YOUR OBJECTIVE>
Where a line of the listing below includes the word "this", reproduce that line.

— BEGIN —

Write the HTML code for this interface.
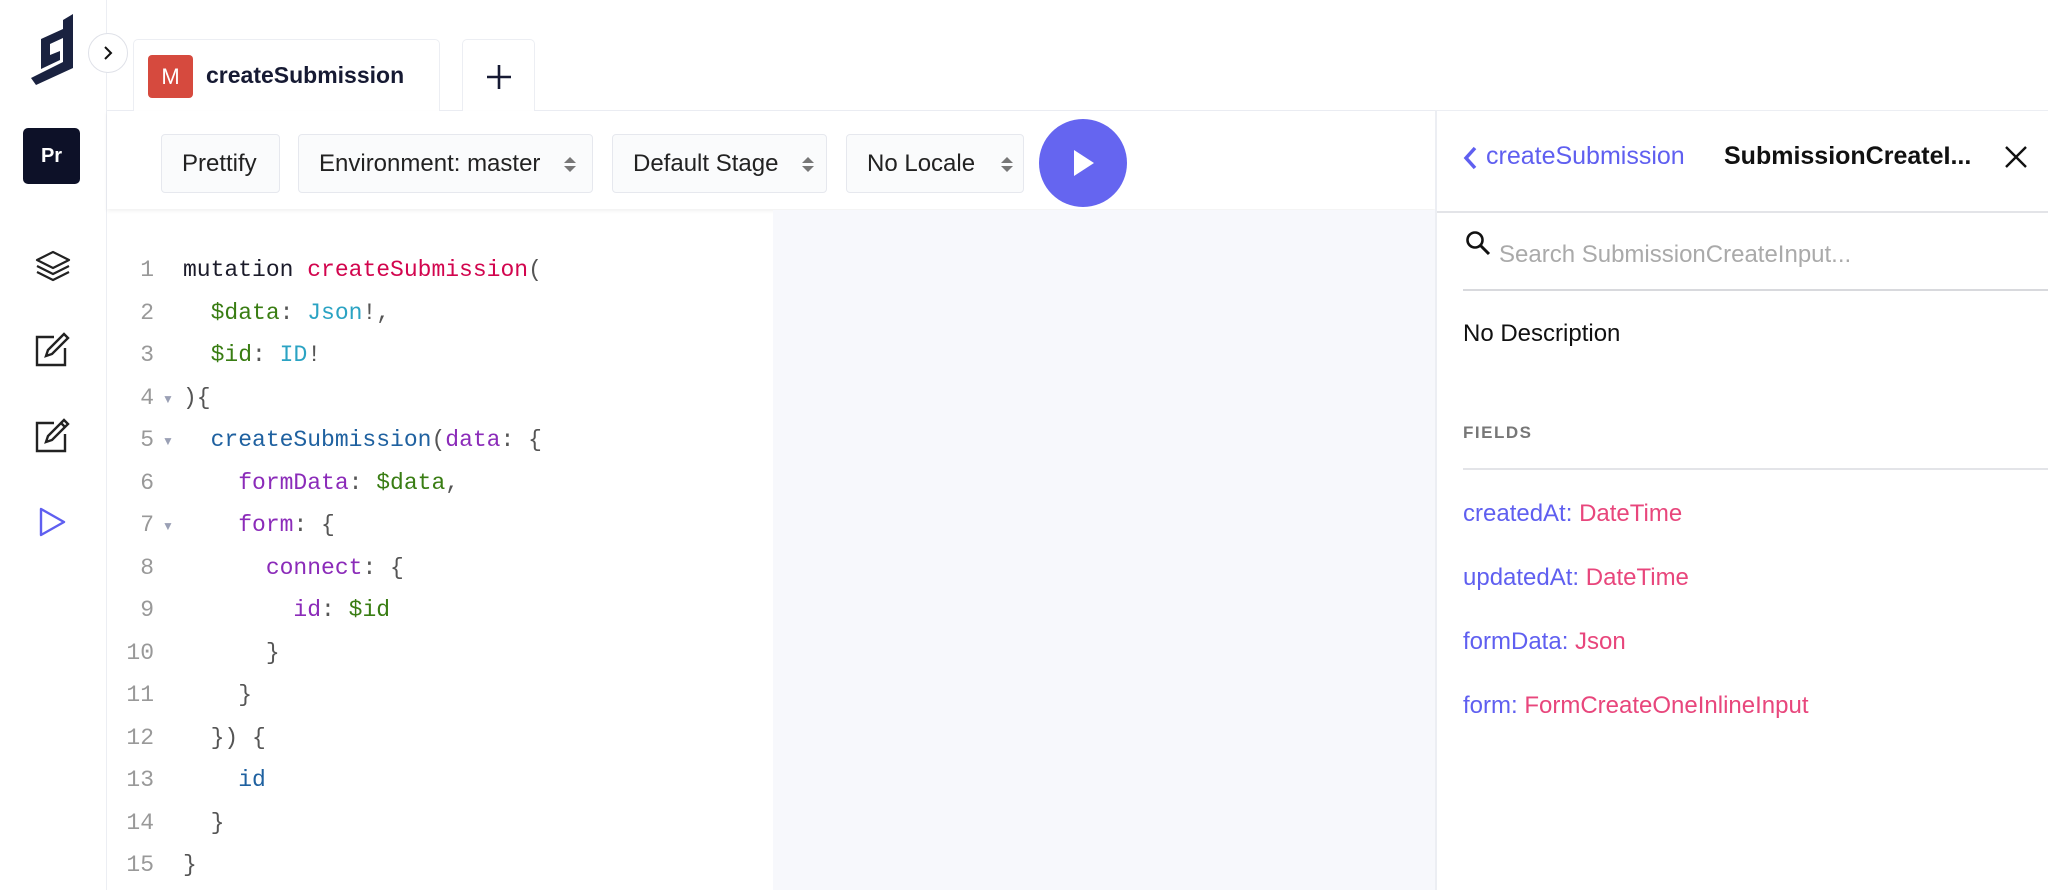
<!DOCTYPE html>
<html><head><meta charset="utf-8"><style>
*{box-sizing:border-box;margin:0;padding:0}
body{width:2048px;height:890px;overflow:hidden;background:#fff;font-family:"Liberation Sans",Arial,sans-serif;position:relative;color:#111}
.abs{position:absolute}
.side{left:0;top:0;width:107px;height:890px;border-right:1px solid #eceef3;background:#fff}
.btn{position:absolute;top:134px;height:59px;border:1px solid #e6e8ee;border-radius:4px;background:#fafbfc;font-size:24px;color:#222;display:flex;align-items:center;padding-left:20px}
.arr{position:absolute;right:20px;top:22px;width:0;height:0}
.arr:before{content:"";position:absolute;left:0;top:0;border-left:6px solid transparent;border-right:6px solid transparent;border-bottom:6px solid #777}
.arr:after{content:"";position:absolute;left:0;top:9px;border-left:6px solid transparent;border-right:6px solid transparent;border-top:6px solid #777}
.code{font-family:"Liberation Mono","DejaVu Sans Mono",monospace;font-size:23px;white-space:pre}
.ln{position:absolute;right:1894px;width:60px;text-align:right;color:#999}
.cl{position:absolute;left:183px;color:#555}
.k{color:#1b1b2a}.d{color:#d2054e}.v{color:#397d13}.t{color:#2ba3c3}.p{color:#8b2bb9}.f{color:#1f61a0}
.fold{position:absolute;left:162px;color:#9aa0b5;font-size:12px}
.rp{font-size:24px}
.fld{position:absolute;left:1463px;font-size:24px;color:#5f5ff0}
.fld span{color:#e8467c}
</style></head><body>
<div class="abs side"></div>
<!-- logo -->
<svg class="abs" style="left:0;top:0" width="90" height="95" viewBox="0 0 90 95">
<path d="M63 20 L73 14 L73 68 L36 85 L31 78 L63 62 Z" fill="#1a2240"/>
<path d="M41 39 L63 29 L63 38 L50 44 L50 55 L60 51 L60 60 L41 69 Z" fill="#1a2240"/>
</svg>
<div class="abs" style="left:88px;top:33px;width:40px;height:40px;border-radius:50%;border:1px solid #dfe1e8;background:#fff"></div>
<svg class="abs" style="left:100px;top:45px" width="16" height="16" viewBox="0 0 16 16"><path d="M5 2 L11 8 L5 14" stroke="#111" stroke-width="2" fill="none"/></svg>
<div class="abs" style="left:23px;top:128px;width:57px;height:56px;border-radius:5px;background:#0d1128;color:#fff;font-weight:bold;font-size:20px;display:flex;align-items:center;justify-content:center">Pr</div>
<!-- side icons -->
<svg class="abs" style="left:33px;top:248px" width="40" height="36" viewBox="0 0 40 36"><g fill="none" stroke="#222" stroke-width="2.2" stroke-linejoin="round"><path d="M20 4 L36 12 L20 20 L4 12 Z"/><path d="M4 18 L20 26 L36 18"/><path d="M4 24 L20 32 L36 24"/></g></svg>
<svg class="abs" style="left:34px;top:332px" width="36" height="36" viewBox="0 0 36 36"><g fill="none" stroke="#222" stroke-width="2.4"><path d="M20 5 H3 V33 H31 V16"/><path d="M30 2 L34 6 L18 22 L12 24 L14 18 Z"/></g></svg>
<svg class="abs" style="left:34px;top:418px" width="36" height="36" viewBox="0 0 36 36"><g fill="none" stroke="#222" stroke-width="2.4"><path d="M20 5 H3 V33 H31 V16"/><path d="M30 2 L34 6 L18 22 L12 24 L14 18 Z"/><path d="M27 5 L31 9"/></g></svg>
<svg class="abs" style="left:38px;top:506px" width="30" height="32" viewBox="0 0 30 32"><path d="M3 3 L26 16 L3 29 Z" fill="none" stroke="#5f5ff0" stroke-width="2.4" stroke-linejoin="round"/></svg>
<!-- tabs -->
<div class="abs" style="left:107px;top:110px;width:1941px;height:1px;background:#eceef3"></div>
<div class="abs" style="left:133px;top:39px;width:307px;height:73px;border:1px solid #eceef3;border-bottom:none;border-radius:5px 5px 0 0;background:#fff"></div>
<div class="abs" style="left:148px;top:55px;width:45px;height:43px;border-radius:4px;background:#d64a3e;color:#fff;font-size:22px;display:flex;align-items:center;justify-content:center">M</div>
<div class="abs" style="left:206px;top:62px;font-size:23px;font-weight:bold;color:#161a33">createSubmission</div>
<div class="abs" style="left:462px;top:39px;width:73px;height:72px;border:1px solid #eceef3;border-bottom:none;border-radius:5px 5px 0 0;background:#fff"></div>
<svg class="abs" style="left:485px;top:63px" width="28" height="28" viewBox="0 0 28 28"><path d="M14 2 V26 M2 14 H26" stroke="#161a33" stroke-width="2.6"/></svg>
<!-- toolbar -->
<div class="abs" style="left:107px;top:111px;width:1329px;height:98px;background:#fff;box-shadow:0 2px 4px rgba(0,0,0,0.06)"></div>
<div class="btn" style="left:161px;width:119px">Prettify</div>
<div class="btn" style="left:298px;width:295px">Environment: master<div class="arr" style="right:28px"></div></div>
<div class="btn" style="left:612px;width:215px">Default Stage<div class="arr" style="right:24px"></div></div>
<div class="btn" style="left:846px;width:178px">No Locale<div class="arr" style="right:22px"></div></div>
<div class="abs" style="left:1039px;top:119px;width:88px;height:88px;border-radius:50%;background:#6565f0"></div>
<svg class="abs" style="left:1072px;top:148px" width="24" height="30" viewBox="0 0 24 30"><path d="M2 2 L22 15 L2 28 Z" fill="#fff"/></svg>
<!-- editor -->
<div class="abs" style="left:773px;top:210px;width:662px;height:680px;background:#f7f8fc"></div>
<div class="code">
<div class="ln" style="top:257px">1</div><div class="cl" style="top:257px"><span class="k">mutation</span> <span class="d">createSubmission</span>(</div>
<div class="ln" style="top:300px">2</div><div class="cl" style="top:300px">  <span class="v">$data</span>: <span class="t">Json</span>!,</div>
<div class="ln" style="top:342px">3</div><div class="cl" style="top:342px">  <span class="v">$id</span>: <span class="t">ID</span>!</div>
<div class="ln" style="top:385px">4</div><div class="cl" style="top:385px">){</div>
<div class="ln" style="top:427px">5</div><div class="cl" style="top:427px">  <span class="f">createSubmission</span>(<span class="p">data</span>: {</div>
<div class="ln" style="top:470px">6</div><div class="cl" style="top:470px">    <span class="p">formData</span>: <span class="v">$data</span>,</div>
<div class="ln" style="top:512px">7</div><div class="cl" style="top:512px">    <span class="p">form</span>: {</div>
<div class="ln" style="top:555px">8</div><div class="cl" style="top:555px">      <span class="p">connect</span>: {</div>
<div class="ln" style="top:597px">9</div><div class="cl" style="top:597px">        <span class="p">id</span>: <span class="v">$id</span></div>
<div class="ln" style="top:640px">10</div><div class="cl" style="top:640px">      }</div>
<div class="ln" style="top:682px">11</div><div class="cl" style="top:682px">    }</div>
<div class="ln" style="top:725px">12</div><div class="cl" style="top:725px">  }) {</div>
<div class="ln" style="top:767px">13</div><div class="cl" style="top:767px">    <span class="f">id</span></div>
<div class="ln" style="top:810px">14</div><div class="cl" style="top:810px">  }</div>
<div class="ln" style="top:852px">15</div><div class="cl" style="top:852px">}</div>
</div>
<div class="fold" style="top:392px">▼</div><div class="fold" style="top:434px">▼</div><div class="fold" style="top:519px">▼</div>
<!-- right panel -->
<div class="abs" style="left:1435px;top:111px;width:613px;height:779px;border-left:2px solid #eceef3;background:#fff"></div>
<svg class="abs" style="left:1462px;top:145px" width="16" height="26" viewBox="0 0 16 26"><path d="M13 3 L4 13 L13 23" stroke="#5f5ff0" stroke-width="3.5" fill="none"/></svg>
<div class="abs" style="left:1486px;top:142px;color:#5f5ff0;font-size:25px">createSubmission</div>
<div class="abs" style="left:1724px;top:142px;font-weight:bold;color:#111;font-size:25px">SubmissionCreateI...</div>
<svg class="abs" style="left:2004px;top:145px" width="24" height="24" viewBox="0 0 24 24"><path d="M2 2 L22 22 M22 2 L2 22" stroke="#111" stroke-width="2.4"/></svg>
<div class="abs" style="left:1437px;top:211px;width:611px;height:2px;background:#e3e4e8"></div>
<svg class="abs" style="left:1465px;top:230px" width="26" height="26" viewBox="0 0 26 26"><circle cx="10" cy="10" r="7.5" stroke="#111" stroke-width="2.6" fill="none"/><path d="M15.5 15.5 L24 24" stroke="#111" stroke-width="3"/></svg>
<div class="abs rp" style="left:1499px;top:241px;color:#aaa">Search SubmissionCreateInput...</div>
<div class="abs" style="left:1463px;top:289px;width:585px;height:2px;background:#d8d9dd"></div>
<div class="abs rp" style="left:1463px;top:320px;color:#111">No Description</div>
<div class="abs" style="left:1463px;top:423px;font-size:17px;font-weight:bold;letter-spacing:1.5px;color:#777">FIELDS</div>
<div class="abs" style="left:1463px;top:468px;width:585px;height:2px;background:#e3e4e8"></div>
<div class="fld" style="top:500px">createdAt: <span>DateTime</span></div>
<div class="fld" style="top:564px">updatedAt: <span>DateTime</span></div>
<div class="fld" style="top:628px">formData: <span>Json</span></div>
<div class="fld" style="top:692px">form: <span>FormCreateOneInlineInput</span></div>
</body></html>
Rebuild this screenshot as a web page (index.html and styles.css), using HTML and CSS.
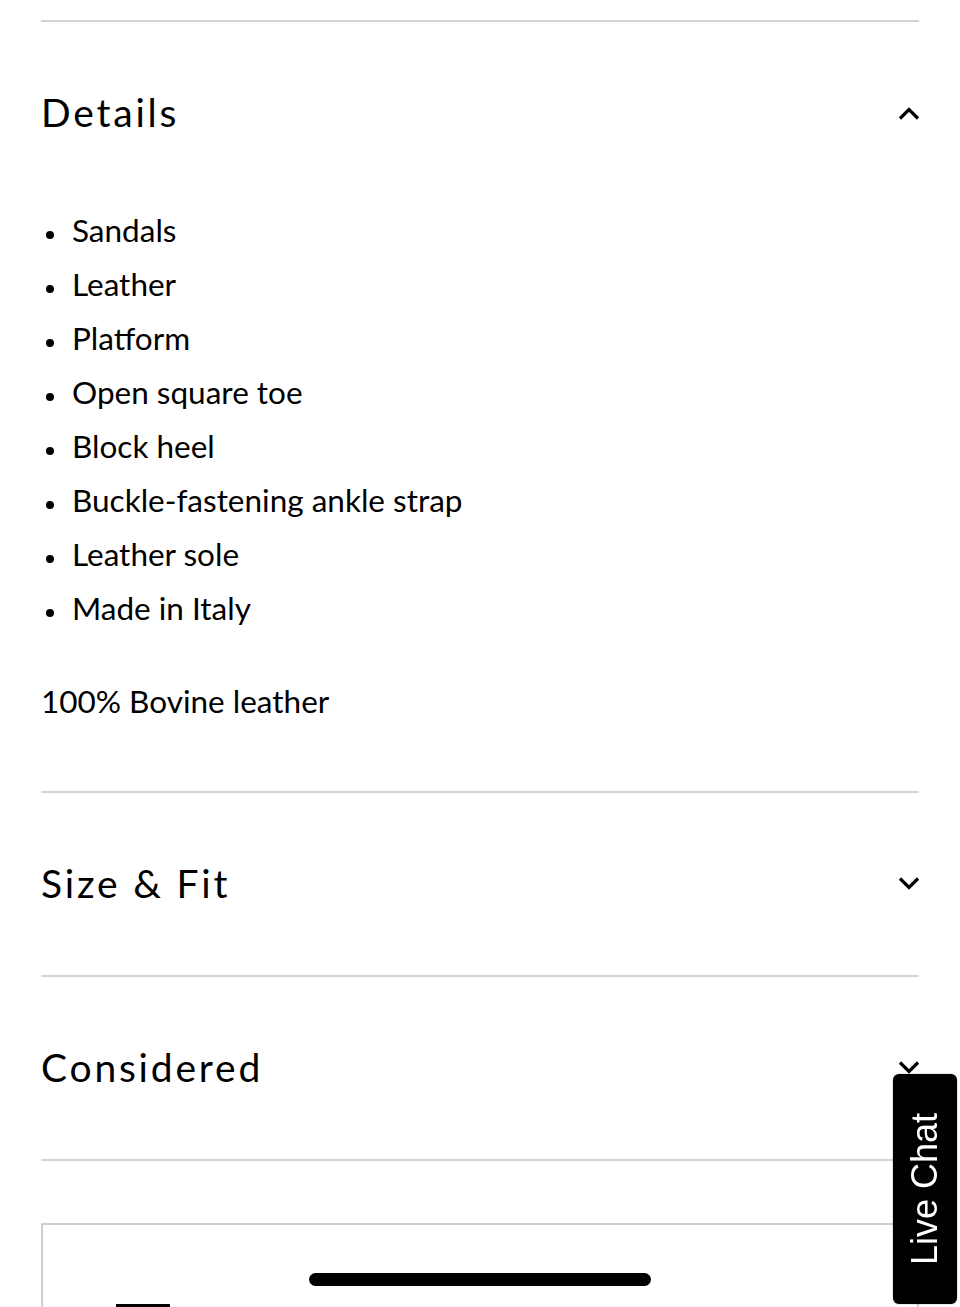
FILE: index.html
```html
<!DOCTYPE html>
<html lang="en">
<head>
<meta charset="utf-8">
<title>Product details</title>
<link rel="stylesheet" href="styles.css">
</head>
<body>
<main class="page">
  <section class="acc acc--open">
    <div class="acc__head">
      <h2 class="acc__title">Details</h2>
      <svg class="chev" width="22" height="14" viewBox="0 0 22 14"><path d="M2 12.5 L11 3.5 L20 12.5" fill="none" stroke="#000" stroke-width="3.2"/></svg>
    </div>
    <div class="acc__body">
      <ul class="bullets">
        <li>Sandals</li>
        <li>Leather</li>
        <li>Platform</li>
        <li>Open square toe</li>
        <li>Block heel</li>
        <li>Buckle-fastening ankle strap</li>
        <li>Leather sole</li>
        <li>Made in Italy</li>
      </ul>
      <p class="composition">100% Bovine leather</p>
    </div>
  </section>
  <section class="acc">
    <div class="acc__head">
      <h2 class="acc__title">Size &amp; Fit</h2>
      <svg class="chev" width="22" height="14" viewBox="0 0 22 14"><path d="M2 1.5 L11 10.5 L20 1.5" fill="none" stroke="#000" stroke-width="3.2"/></svg>
    </div>
  </section>
  <section class="acc">
    <div class="acc__head">
      <h2 class="acc__title">Considered</h2>
      <svg class="chev" width="22" height="14" viewBox="0 0 22 14"><path d="M2 1.5 L11 10.5 L20 1.5" fill="none" stroke="#000" stroke-width="3.2"/></svg>
    </div>
  </section>
  <div class="acc-end"></div>
  <div class="card">
    <div class="card__mark"></div>
  </div>
</main>
<button class="live-chat"><span>Live Chat</span></button>
<div class="home-indicator"></div>
</body>
</html>
```
FILE: styles.css
```css
html, body {
  margin: 0;
  padding: 0;
  background: #fff;
  color: #000;
  font-family: "Lato", "Liberation Sans", sans-serif;
  overflow: hidden;
}
.page {
  padding: 20px 41px 0;
  width: 878px;
}
.acc {
  border-top: 2px solid #d3d3d3;
}
.acc__head {
  height: 182px;
  display: flex;
  align-items: center;
  justify-content: space-between;
}
.acc__title {
  margin: 0;
  font-weight: 400;
  font-size: 39px;
  letter-spacing: 2.8px;
  line-height: 1;
  padding-bottom: 2px;
}
.chev {
  display: block;
  margin-right: -1px;
}
.acc__body {
  padding-bottom: 62px;
}
.bullets {
  margin: 0;
  padding: 0;
  list-style: none;
}
.bullets li {
  position: relative;
  padding-left: 31px;
  font-size: 31.5px;
  line-height: 52px;
  height: 54px;
}
.bullets li::before {
  content: "";
  position: absolute;
  left: 5px;
  top: 27px;
  width: 8px;
  height: 8px;
  border-radius: 50%;
  background: #000;
}
.composition {
  margin: 39px 0 0;
  font-size: 31.5px;
  line-height: 52px;
  height: 54px;
}
.acc-end {
  border-top: 2px solid #d3d3d3;
  height: 62px;
}
.card {
  border: 2px solid #cfcfcf;
  height: 300px;
  padding: 79px 0 0 73px;
  box-sizing: border-box;
}
.card__mark {
  width: 54px;
  height: 4px;
  background: #000;
}
.live-chat {
  position: fixed;
  top: 1074px;
  right: 3px;
  width: 64px;
  height: 230px;
  margin: 0;
  padding: 0;
  border: none;
  border-radius: 6px;
  background: #000;
  box-shadow: 0 0 2px rgba(0,0,0,0.35);
  display: flex;
  align-items: center;
  justify-content: center;
}
.live-chat span {
  display: block;
  transform: rotate(-90deg);
  white-space: nowrap;
  color: #fff;
  font-family: "Liberation Sans", Arial, sans-serif;
  font-size: 36px;
  line-height: 1;
}
.home-indicator {
  position: fixed;
  left: 309px;
  top: 1273px;
  width: 342px;
  height: 13px;
  border-radius: 7px;
  background: #000;
}
```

— END —

EXPECTED ANSWER>
Write the HTML code for this interface.
Rebuild this screenshot as a web page (index.html and styles.css), using HTML and CSS.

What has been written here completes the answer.